“真是太好了,”林曾听到电话那头似乎有说话声,“你现在还在医院?”
“嗯,还有一些手续要办理,等会儿再给阿生送一次奶。”赵果德乐呵呵地说道。
“几点离开?我过去找你聊聊。”林曾算了算时间,距离去湖泊公园还有三四个小时,正好可以去一趟。
“没事,你那大老远的,过来干嘛。”赵果德还沉浸在喜悦中。
“正好有空,跟你聊聊呗。”林曾加快吃饭的速度,嘴里塞满东西,口音有些含糊地说道。他跟赵果德太熟,也不介意形象问题。
“好吧,直接去随园吧,就在医院对面,味道不错,咱们当做吃夜宵。”赵果德也想找个人聊聊,发泄一下内心的欢喜。
“行,等我。”林曾咽下饭菜,爽快回答。
既然有夜宵,林曾草草吃了几口,将饭菜放回冰箱,收拾妥当,跟小黑背打了个招呼告别,骑上多年老座驾,两轮电动车,直奔清河市人民医院。
林曾到达时,赵果德已经在随园门口挥手,他早就看见林曾在店门前的非机动停车点停车。
“哈哈,哥们,谢谢你。”
林曾走来,赵果德扑上去,一把抱住他,猛地锤了锤他的后背,激动地喊道。
“得得得,”林曾忙不迭把他推开,“一边去一边去,大街上,搂搂抱抱像啥样子,别人看了,还不知怎么误会呢!”
“我这是谢你!”心情解脱的赵果德,又回复往日逗逼的模样,笑得合不拢嘴,“谢谢你的催奶神器。医生告诉我,阿生能快速的恢复,不用经过手术,可能是跟充足的母乳喂养有关系。母乳中含有的最适合新生儿的物质。”
“什么催奶神器,”林曾翻了一个白眼,“那是奶果。一种特殊植物。”
“话说,这植物到底是怎么长成婴儿车的样子的?”赵果德带着林曾走进随园,定了一间清净的小包厢,点了几份热菜冷盘,叫了两瓶青啤,两人坐下闲谈。
“雕刻的。”秘境空间即将完成,林曾也不瞒着赵果德,他直说道,“是一种天然产生植物奶汁的植物,我从一个神秘空间获取的。”
即便林曾的说法,听上去像写小说,但在事实面前,赵果德不得不相信。
自从奶果婴儿床每日开始结果后,连筱慧每天都将奶果婴儿床上的果实里的奶汁喝个精光。
同时,她每天挤奶的数量,都在不断增加。
从最初两边四个小时只能挤出三四十毫升,到现在每次都可以挤出将近两百毫升。
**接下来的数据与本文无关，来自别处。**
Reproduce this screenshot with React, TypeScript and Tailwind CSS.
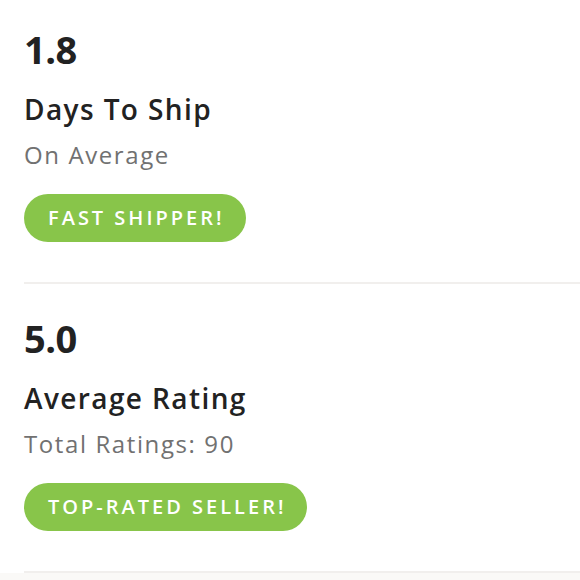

阿生奶量还没那么大,剩余的母乳,就藏在母乳密封袋中,冰冻在冰箱里。双开门的大冰箱,已经存了满满的一格冰冻母乳。
“你知道吗?十几天前,我爸妈才发现我们床边的漂亮婴儿床,原来是一种植物。后来死活不肯小慧再喝这个奶果。说是从没见过的东西,不准乱喝。”赵果德也不深究林曾所说的神秘空间,他喝了两杯啤酒,将前阵子的家庭战争和林曾吐槽。
“啊?”林曾也不意外,确实让性格古板的老人,接受这种地球上从未出现的新奇植物,难度挺高。
“后来没辙,奶果婴儿床被搬到杂物间去,停了两天,小慧的奶量直线下降,本来每次可以挤一百八十多毫升了,生生两天的功夫,降到每次只能挤五六十毫升,而且越来越少。老人家没辙,又搬了回来,喝了一天,奶量一下子又上去了。”
林曾不怎么爱喝酒,抿了一口冰凉的青啤,突然间想起来,酒瓶草酿造的荔枝酒,还没收集回来,不知道陈酿了一段时间的荔枝酒,是什么味道。
“反正自从那时候起,每天两个奶果,小慧就没断过。她说,生完孩子,人精力特别差,这奶果吃了一段时间,感觉身体恢复了许多。”赵果德心事尽散,也不吃菜,一口气灌了三四杯啤酒。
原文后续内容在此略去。